In filings, Green Villa’s attorneys have said the commission could run its review concurrently with the zoning board, while also saying the MVC’s claims boil down to nothing more than territoriality.

“[T]he MVC would prefer not to have its power be wielded by municipal officials in towns who have submitted to its jurisdiction, and it is not content to serve the same advisory capacity in which all other Local Boards have served in countless Chapter 40B hearings since before the MVC’s formation,” the Green Villas attorney wrote in a filing last week. 

Oak Bluffs’s attorney Michael Goldsmith declined to comment on the legal dispute between the zoning board and Green Villa, citing the pending litigation.

The Green Villa project proposes to build 84 one-bedroom apartments and 16 three-bedroom apartments. Twenty-five per cent of the residences would be reserved for people making below 80 per cent of the area median income and the rest would be reserved for people making under 150 per cent. 

The team behind the project has touted the project as a way to help the “missing middle” Islanders who earn too much to qualify for most affordable housing but not enough to afford Vineyard real estate. 

Mr.

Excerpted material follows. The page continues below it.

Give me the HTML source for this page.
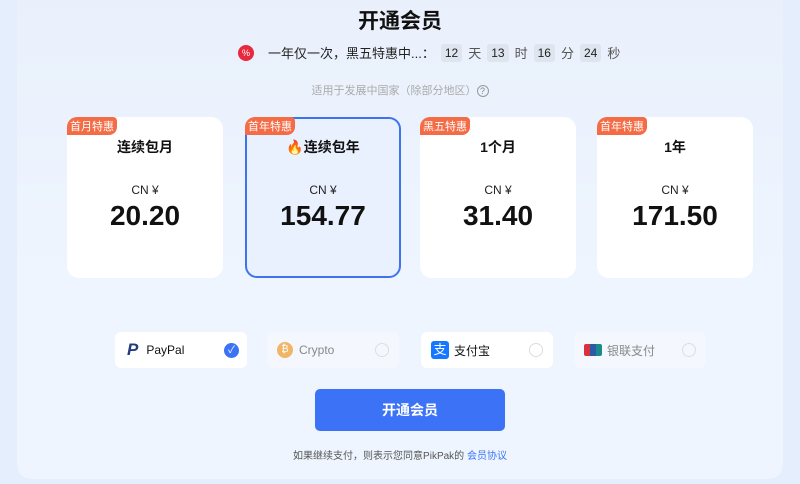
<!DOCTYPE html>
<html><head><meta charset="utf-8"><style>
*{margin:0;padding:0;box-sizing:border-box}
body{width:800px;height:484px;overflow:hidden;background:#e4eefc;font-family:"Liberation Sans","Noto Sans CJK SC",sans-serif;position:relative;color:#111}
.panel{position:absolute;left:17px;top:-20px;width:766px;height:499px;border-radius:14px;background:linear-gradient(#e9f0fb,#eef5ff 60%,#eef5fe)}
.abs{position:absolute}
h1{position:absolute;top:5px;left:0;width:800px;text-align:center;font-size:21px;font-weight:700}
.cd{position:absolute;top:43px;left:238px;font-size:13px;display:flex;align-items:center;color:#222}
.cd .n{background:#dfe5ee;border-radius:3px;padding:2px 4px;margin:0 6px;font-size:12px}
.cd .u{color:#555}
.card{position:absolute;top:117px;width:156px;height:161px;background:#fff;border-radius:12px;text-align:center}
.card.sel{background:#eaf1fe;border:2px solid #3d74ee}
.tag{position:absolute;left:0;top:0;background:#f46c45;color:#fff;font-size:11px;padding:1px 3px;border-radius:10px 4px 8px 0}
.sel .tag{left:-2px;top:-2px}
.t{position:absolute;top:20px;width:100%;font-weight:700;font-size:14px}
.cn{position:absolute;top:66px;width:100%;font-size:12px;color:#222}
.p{position:absolute;top:83px;width:100%;font-size:28px;font-weight:700}
.pay{position:absolute;top:332px;width:132px;height:36px;border-radius:6px;background:#fff;display:flex;align-items:center;font-size:12px}
.pay.dim{background:#f4f8fe;color:#888}
.rad{position:absolute;right:10px;top:11px;width:14px;height:14px;border-radius:50%;border:1px solid #ddd}
.btn{position:absolute;left:315px;top:389px;width:190px;height:42px;border-radius:5px;background:#3b72f6;color:#fff;font-weight:700;font-size:14px;text-align:center;line-height:42px}
</style></head><body>
<div class="panel"></div>
<h1>开通会员</h1>
<div class="cd"><span style="width:16px;height:16px;border-radius:50%;background:#e8283c;color:#fff;font-size:9px;text-align:center;line-height:16px;margin-right:14px">%</span>一年仅一次，黑五特惠中...：<span class="n">12</span><span class="u">天</span><span class="n">13</span><span class="u">时</span><span class="n">16</span><span class="u">分</span><span class="n">24</span><span class="u">秒</span></div>
<div class="abs" style="top:82px;left:0;width:800px;text-align:center;font-size:11px;color:#aaa">适用于发展中国家（除部分地区）<span style="display:inline-block;width:12px;height:12px;border:1px solid #999;border-radius:50%;font-size:9px;line-height:10px;color:#888">?</span></div>
<div class="card" style="left:67px"><div class="tag">首月特惠</div><div class="t">连续包月</div><div class="cn">CN ¥</div><div class="p">20.20</div></div>
<div class="card sel" style="left:245px;width:156px"><div class="tag">首年特惠</div><div class="t" style="top:18px"><span style="color:#f4623a">🔥</span>连续包年</div><div class="cn" style="top:64px">CN ¥</div><div class="p" style="top:81px">154.77</div></div>
<div class="card" style="left:420px"><div class="tag">黑五特惠</div><div class="t">1个月</div><div class="cn">CN ¥</div><div class="p">31.40</div></div>
<div class="card" style="left:597px"><div class="tag">首年特惠</div><div class="t">1年</div><div class="cn">CN ¥</div><div class="p">171.50</div></div>

<div class="pay" style="left:115px"><span style="margin:0 8px 0 12px;font-weight:700;font-style:italic;color:#253b80;font-size:17px">P</span>PayPal<span style="position:absolute;right:8px;top:11px;width:15px;height:15px;border-radius:50%;background:#3b72f6;color:#fff;font-size:10px;text-align:center;line-height:15px">✓</span></div>
<div class="pay dim" style="left:267px"><span style="margin:0 6px 0 10px;width:16px;height:16px;border-radius:50%;background:#f0b565;color:#fff;font-size:10px;text-align:center;line-height:16px">₿</span>Crypto<span class="rad"></span></div>
<div class="pay" style="left:421px"><span style="margin:0 5px 0 10px;width:18px;height:18px;border-radius:3px;background:#1677ff;color:#fff;font-size:13px;text-align:center;line-height:18px">支</span>支付宝<span class="rad"></span></div>
<div class="pay dim" style="left:574px"><span style="margin:0 5px 0 10px;width:18px;height:12px;border-radius:2px;background:linear-gradient(90deg,#d6333f 33%,#2b5aa6 33% 66%,#1b8a8a 66%)"></span>银联支付<span class="rad"></span></div>
<div class="btn">开通会员</div>
<div class="abs" style="top:447px;left:0;width:800px;text-align:center;font-size:10px;color:#555">如果继续支付，则表示您同意PikPak的 <span style="color:#3b72f6">会员协议</span></div>
</body></html>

Cumming has also proposed a housing development near the Triangle in Edgartown, and donated land in West Tisbury for teacher housing.

The superior court lawsuit is an outgrowth of a separate squabble between Oak Bluffs and Green Villa over the town’s interpretation of the 40B statute. Under state law, the town can claim “safe harbor” status if the town has a certain percentage of affordable housing. Under safe harbor, the town can be more restrictive in its permitting process.

Green Villa contested the town’s claim that it had reached the affordable housing threshold, and won in an appeal with the state’s Housing Appeal Committee. The town has challenged the committee’s ruling, and that is currently under review by the state.

The town and Green Villa are scheduled to have a conference with the Housing Appeal Committee. A further date in the superior court case has not yet been set.